— Set exercise —
Do any lines in the data below contain "Tailwind"? If so, copy every one of them.

— Task inputs —

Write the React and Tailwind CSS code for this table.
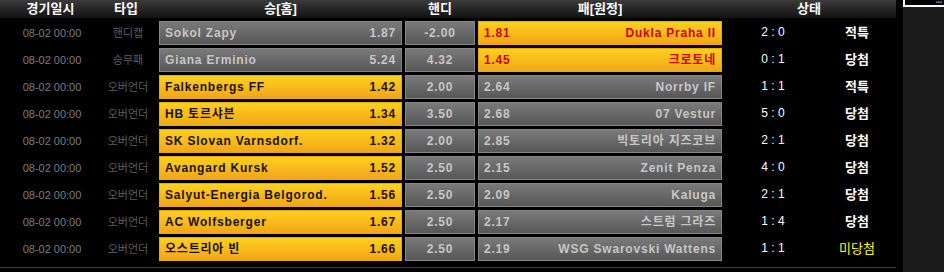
const rows = [
  { date: '08-02 00:00', type: '핸디캡', home: 'Sokol Zapy', ho: '1.87', hd: '-2.00', ao: '1.81', away: 'Dukla Praha II', score: '2 : 0', status: '적특', pick: 'away' },
  { date: '08-02 00:00', type: '승무패', home: 'Giana Erminio', ho: '5.24', hd: '4.32', ao: '1.45', away: '크로토네', score: '0 : 1', status: '당첨', pick: 'away' },
  { date: '08-02 00:00', type: '오버언더', home: 'Falkenbergs FF', ho: '1.42', hd: '2.00', ao: '2.64', away: 'Norrby IF', score: '1 : 1', status: '적특', pick: 'home' },
  { date: '08-02 00:00', type: '오버언더', home: 'HB 토르샤븐', ho: '1.34', hd: '3.50', ao: '2.68', away: '07 Vestur', score: '5 : 0', status: '당첨', pick: 'home' },
  { date: '08-02 00:00', type: '오버언더', home: 'SK Slovan Varnsdorf.', ho: '1.32', hd: '2.00', ao: '2.85', away: '빅토리아 지즈코브', score: '2 : 1', status: '당첨', pick: 'home' },
  { date: '08-02 00:00', type: '오버언더', home: 'Avangard Kursk', ho: '1.52', hd: '2.50', ao: '2.15', away: 'Zenit Penza', score: '4 : 0', status: '당첨', pick: 'home' },
  { date: '08-02 00:00', type: '오버언더', home: 'Salyut-Energia Belgorod.', ho: '1.56', hd: '2.50', ao: '2.09', away: 'Kaluga', score: '2 : 1', status: '당첨', pick: 'home' },
  { date: '08-02 00:00', type: '오버언더', home: 'AC Wolfsberger', ho: '1.67', hd: '2.50', ao: '2.17', away: '스트럼 그라즈', score: '1 : 4', status: '당첨', pick: 'home' },
  { date: '08-02 00:00', type: '오버언더', home: '오스트리아 빈', ho: '1.66', hd: '2.50', ao: '2.19', away: 'WSG Swarovski Wattens', score: '1 : 1', status: '미당첨', pick: 'home' },
]

const gray = 'border border-[#858585] bg-gradient-to-b from-[#7a7a7a] to-[#575757] text-[#c6c6c6]'
const gold = 'border border-[#eaa80e] bg-gradient-to-b from-[#fdd01e] to-[#f2a619]'

function Cell({ picked, red, className, children }) {
  const tone = picked ? gold + (red ? ' text-[#d40000]' : ' text-[#1a1200]') : gray
  return (
    <div className={`h-[24px] flex items-center px-[5px] font-bold text-[12px] tracking-[0.8px] whitespace-nowrap ${tone} ${className}`}>
      {children}
    </div>
  )
}

function Row({ r }) {
  const homePick = r.pick === 'home'
  const awayPick = r.pick === 'away'
  return (
    <div className="flex items-center h-[24px]">
      <div className="w-[104px] text-center text-[11px] text-[#7c7c7c] whitespace-nowrap">{r.date}</div>
      <div className="w-[48px] text-center text-[11px] text-[#5e5e5e] whitespace-nowrap">{r.type}</div>
      <div className="w-[7px]" />
      <Cell picked={homePick} className="w-[243px] justify-between">
        <span>{r.home}</span>
        <span>{r.ho}</span>
      </Cell>
      <div className="w-[3px]" />
      <Cell picked={false} className="w-[70px] justify-center">{r.hd}</Cell>
      <div className="w-[3px]" />
      <Cell picked={awayPick} red className="w-[244px] justify-between">
        <span>{r.ao}</span>
        <span>{r.away}</span>
      </Cell>
      <div className="w-[102px] text-center text-[12px] text-white pb-[2px] whitespace-nowrap">{r.score}</div>
      <div className={`w-[66px] text-center text-[13px] whitespace-nowrap ${r.status === '미당첨' ? 'text-[#ffff00]' : 'text-white font-bold'}`}>
        {r.status}
      </div>
    </div>
  )
}

export default function App() {
  return (
    <div
      className="w-[944px] h-[272px] bg-black flex overflow-hidden"
      style={{ fontFamily: '"Liberation Sans", "Noto Sans CJK KR", sans-serif' }}
    >
      <div className="w-[896px] flex flex-col">
        <div className="h-[18px] flex items-center bg-gradient-to-b from-[#3c3c3c] to-[#121212] text-white font-bold text-[13px] whitespace-nowrap">
          <div className="w-[101px] text-center">경기일시</div>
          <div className="w-[50px] text-center">타입</div>
          <div className="w-[8px]" />
          <div className="w-[243px] text-center">승[홈]</div>
          <div className="w-[3px]" />
          <div className="w-[70px] text-center">핸디</div>
          <div className="w-[3px]" />
          <div className="w-[244px] text-center">패[원정]</div>
          <div className="w-[174px] text-center">상태</div>
        </div>
        <div className="flex flex-col gap-[3px] pt-[3px]">
          {rows.map((r, i) => (
            <Row key={i} r={r} />
          ))}
        </div>
        <div className="mt-[6px] h-px bg-[#3a3a3a]" />
      </div>
      <div className="w-[7px]" />
      <div className="flex-1 bg-[#1c1c1c]">
        <div className="h-[7px] border-l-2 border-b-2 border-white bg-black flex justify-end items-start">
          <span className="text-[6px] leading-[4px] text-[#999] pr-[2px]">▪▪▪</span>
        </div>
      </div>
    </div>
  )
}
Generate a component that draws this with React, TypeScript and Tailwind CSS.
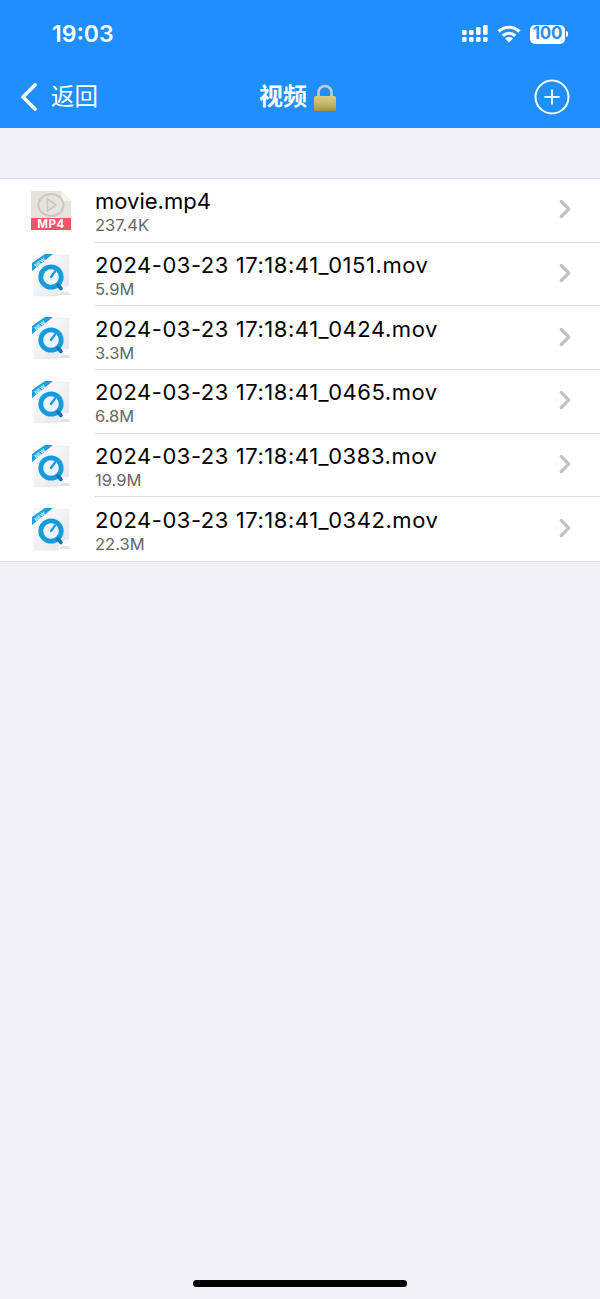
import { ChevronRight } from "lucide-react";

const files = [
  { name: "movie.mp4", size: "237.4K", kind: "mp4" },
  { name: "2024-03-23 17:18:41_0151.mov", size: "5.9M", kind: "mov" },
  { name: "2024-03-23 17:18:41_0424.mov", size: "3.3M", kind: "mov" },
  { name: "2024-03-23 17:18:41_0465.mov", size: "6.8M", kind: "mov" },
  { name: "2024-03-23 17:18:41_0383.mov", size: "19.9M", kind: "mov" },
  { name: "2024-03-23 17:18:41_0342.mov", size: "22.3M", kind: "mov" },
];

function Mp4Icon() {
  return (
    <div className="relative h-[42px] w-[40px]">
      <svg viewBox="0 0 40 42" className="h-[42px] w-[40px]">
        <path d="M0 0H30L40 10V28H0Z" fill="#e6e3dd" />
        <path d="M30 0L40 10H31.5Q30 10 30 8.5Z" fill="#f5f4f1" />
        <rect x="0" y="27" width="40" height="12" fill="#f7546a" />
        <ellipse cx="20" cy="14" rx="12.5" ry="11" fill="none" stroke="#cbc8c2" strokeWidth="2" />
        <path d="M16.5 8L25 14L16.5 20Z" fill="none" stroke="#cbc8c2" strokeWidth="1.6" strokeLinejoin="round" />
      </svg>
      <span className="absolute top-[27px] left-0 w-[40px] text-center text-[11.5px] leading-[12px] font-bold tracking-[0.6px] text-white">
        MP4
      </span>
    </div>
  );
}

function MovIcon() {
  return (
    <svg viewBox="0 0 42 44" className="h-[44px] w-[42px]">
      <defs>
        <linearGradient id="movPage" x1="0" y1="0" x2="1" y2="1">
          <stop offset="0" stopColor="#ffffff" />
          <stop offset="1" stopColor="#e2e4e8" />
        </linearGradient>
      </defs>
      <path d="M4 41H40L37 38H4Z" fill="#cfcfcf" opacity="0.6" />
      <path d="M3 1H38V31L27 42H3Z" fill="url(#movPage)" stroke="#e6e9ee" strokeWidth="0.5" />
      <path d="M27 42L29 33L38 31Z" fill="#f7f8fa" />
      <path d="M1 9L14 0H22L1 17Z" fill="#1c9fd8" />
      <text x="5" y="13.5" fontSize="5" fontWeight="700" fill="#dff3fb" transform="rotate(-38 5 13.5)">NEW</text>
      <circle cx="20" cy="23" r="10.2" fill="#eef5fa" stroke="#169bdb" strokeWidth="4.8" />
      <path d="M20 23L24 17.5" stroke="#169bdb" strokeWidth="2.2" strokeLinecap="round" />
      <path d="M27 31L30 34.5" stroke="#1676b8" strokeWidth="3.6" strokeLinecap="round" />
    </svg>
  );
}

function FileRow({ name, size, kind, last }: { name: string; size: string; kind: string; last: boolean }) {
  return (
    <div className="flex h-[63.7px] items-start">
      <div className={`w-[95px] shrink-0 pl-[31px] ${kind === "mov" ? "pt-[11px]" : "pt-[12px]"}`}>
        {kind === "mp4" ? <Mp4Icon /> : <MovIcon />}
      </div>
      <div className={`flex h-[63.7px] flex-1 items-center justify-between pr-[20px] ${last ? "" : "border-b border-[#dedee0]"}`}>
        <div className="pt-[3px]">
          <div className={`text-[22px] leading-[27px] text-black ${kind === "mov" ? "tracking-[0.54px]" : ""}`}>{name}</div>
          <div className="text-[16.5px] leading-[20px] text-[#666666]">{size}</div>
        </div>
        <ChevronRight size={30} strokeWidth={2.6} className="mb-[2px] text-[#c2c2c4]" />
      </div>
    </div>
  );
}

export default function App() {
  return (
    <div className="flex h-[1299px] w-[600px] flex-col overflow-hidden bg-[#f1f1f7] font-['Inter','Noto_Sans_CJK_SC',sans-serif]">
      <header className="h-[128px] shrink-0 bg-[#1f8fff] text-white">
        <div className="flex h-[66px] items-center justify-between pt-[2px] pr-[32px] pl-[52px]">
          <span className="text-[23px] font-semibold">19:03</span>
          <div className="flex items-center gap-[9px]">
            <svg viewBox="0 0 26 18" className="h-[18px] w-[26px]" fill="#fff">
              <rect x="0" y="5" width="4.6" height="5" rx="1.4" />
              <rect x="0" y="12" width="4.6" height="5" rx="1.4" />
              <rect x="7" y="5" width="4.6" height="5" rx="1.4" />
              <rect x="7" y="12" width="4.6" height="5" rx="1.4" />
              <rect x="14" y="2" width="4.6" height="8" rx="1.4" />
              <rect x="14" y="12" width="4.6" height="5" rx="1.4" />
              <rect x="21" y="0" width="4.6" height="10" rx="1.4" />
              <rect x="21" y="12" width="4.6" height="5" rx="1.4" />
            </svg>
            <svg viewBox="0 0 24 18" className="h-[18px] w-[24px]" fill="none" stroke="#fff" strokeWidth="3.2">
              <path d="M1.5 6.5C7.5 0.8 16.5 0.8 22.5 6.5" />
              <path d="M5.8 10.8C9.5 7.4 14.5 7.4 18.2 10.8" />
              <path d="M12 17.5L8 13.5C10.5 11.6 13.5 11.6 16 13.5Z" fill="#fff" stroke="none" />
            </svg>
            <div className="flex items-center gap-[1px]">
              <div className="flex h-[19px] w-[35px] items-center justify-center rounded-[5px] bg-white text-[17px] font-bold tracking-[-0.3px] text-[#1f8fff]">
                100
              </div>
              <div className="h-[6px] w-[2px] rounded-r-full bg-white" />
            </div>
          </div>
        </div>
        <div className="relative flex h-[62px] items-center justify-between pr-[30px] pl-[20px]">
          <div className="flex items-center gap-[13px]">
            <svg viewBox="0 0 18 28" className="h-[28px] w-[18px]" fill="none" stroke="#fff" strokeWidth="3.6" strokeLinecap="round" strokeLinejoin="round">
              <path d="M15 2L3 14L15 26" />
            </svg>
            <span className="text-[23.5px]">返回</span>
          </div>
          <div className="absolute left-[259px] flex items-center">
            <span className="text-[24px] font-semibold">视频</span>
            <svg viewBox="0 0 24 28" className="mt-[1px] ml-[6px] h-[28px] w-[24px]">
              <defs>
                <linearGradient id="lockBody" x1="0" y1="0" x2="0" y2="1">
                  <stop offset="0" stopColor="#d9cc85" />
                  <stop offset="0.6" stopColor="#c2b268" />
                  <stop offset="1" stopColor="#9c8f50" />
                </linearGradient>
              </defs>
              <path d="M5.5 13V8.5A6.5 6.5 0 0 1 18.5 8.5V13" fill="none" stroke="#c4ccd4" strokeWidth="2.6" />
              <rect x="1" y="12" width="22" height="15" rx="1.5" fill="url(#lockBody)" />
            </svg>
          </div>
          <svg viewBox="0 0 36 36" className="h-[36px] w-[36px]" fill="none" stroke="#fff" strokeWidth="2">
            <circle cx="18" cy="18" r="16.5" />
            <path d="M18 10.5V25.5M10.5 18H25.5" />
          </svg>
        </div>
      </header>
      <div className="mt-[50px] border-y border-[#dedee0] bg-white">
        {files.map((f, i) => (
          <FileRow key={f.name} {...f} last={i === files.length - 1} />
        ))}
      </div>
      <div className="mt-auto flex justify-center pb-[12px]">
        <div className="h-[7px] w-[214px] rounded-full bg-black" />
      </div>
    </div>
  );
}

— Exercise output —
Write the React and Tailwind CSS code for this table.
Generate a component that draws this with React, TypeScript and Tailwind CSS.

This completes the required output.